I need to explain more about the statement that Barnes hurried through his story. For me, there never was the backstory that gives you the sense these events are occurring in a future US. No exposition is just as bad as clunky “as you know, Bob” exposition. While these novels were placed in the near-future, somewhere in the mid 2020s, they were as futuristic as last summer. I was never able to lose myself in Barnes’ US and concluded he could benefit from some coaching from a master at creating worlds of the immediate next generation, such as Charles Stross. The character sketches of the terrorists and the bureaucrats were good and allowed me to form mental images of these people, which unfortunately indicated that most of them were snowy-white. I had difficulty in suspending disbelief long enough to visualize the concept of “Daybreak” as a force to bust civilization down to the level of the horse-drawn plow, the abacus and outdoor plumbing. While the idea was engaging of the terrorists being this decentralized and apparently leaderless group of losers, eco-freaks, fundies, disgruntled unmarried childless Japanese engineers, et al., it was never rendered either believably or amazingly and therefore for me, failed fiction. It would have been interesting to explore a bit more the creation of this social network, the propagation of the meme through it, the collaboration needed to create their weapons occurring apparently without any sort of hierarchical organization, and all of it happening under the noses of the authorities. That would have been a cool theme to weave in – not worth belaboring mind you because talking about social networking is more boring than actually doing it – but it would have been a cool backstory.

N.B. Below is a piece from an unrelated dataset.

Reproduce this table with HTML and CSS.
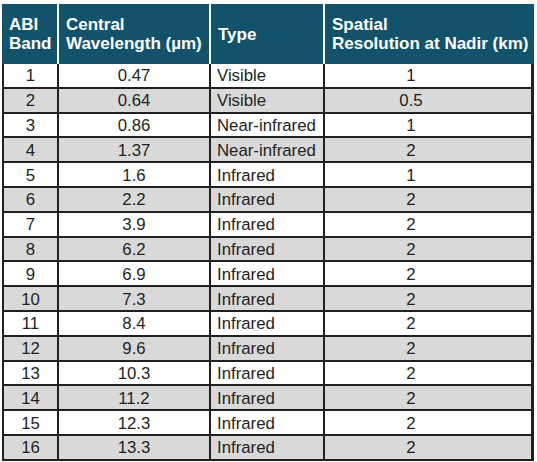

Speaking of under the noses of the authorities. . . I can buy the fact that governments, not being terribly resilient or learning organizations, may have been a bit slow on the uptake in responding to this threat. At the same time, I was struck by the lack of surveillance in the story – no RPVs or drones, no swarms of cameras the size of the tip of your little finger or microphones the size of a caraway seed, no eavesdropping on cellphone conversations from halfway across the continent, no satellite imagery, no Internet data mining, no CopSpace. If there’s anything that’s a signature of “age of terror” life in 21st century America, it’s that we’re being watched. Again, the books (or at least the first book, since there isn’t anything electronic more complex than the telegraph in the second book) missed an opportunity – what’s the story about keeping things under wraps when Big Brother has X-ray vision. You could create the kind of dramatic tension associated with stories about the French Resistance in World War II. This story didn’t create any sort of tension for me.
What finally imploded my suspension of disbelief was the clean thermonuclear weapons, built from helium-3 mined from the moon by AI-enhanced nanobots, and launched to the earth somehow, all without the factories or mass drivers under construction ever being detected by some amateur astronomer. . . oh, and by the way, how does such sophisticated AI ever come into being without triggering the Singularity or at least leaving some sort of trace on society, like surveillance tools that find the terrorists five minutes after they’ve hung up the phone. . . .
I can’t get into the writer’s head on this one, but many of the plot elements, Daybreak, nanoswarm, biotes, the nukes, were MacGuffins brought into being solely to propel the story to its war, death, horror and destruction phase. Daybreak is still a nice story idea even though, for me, it’s been rendered poorly in these books. Barnes has a third book in the trilogy coming out, “The Last President”. While I might pick up other things he’s written, I’m going to pass on it. The Daybreak novels were zeroes for me.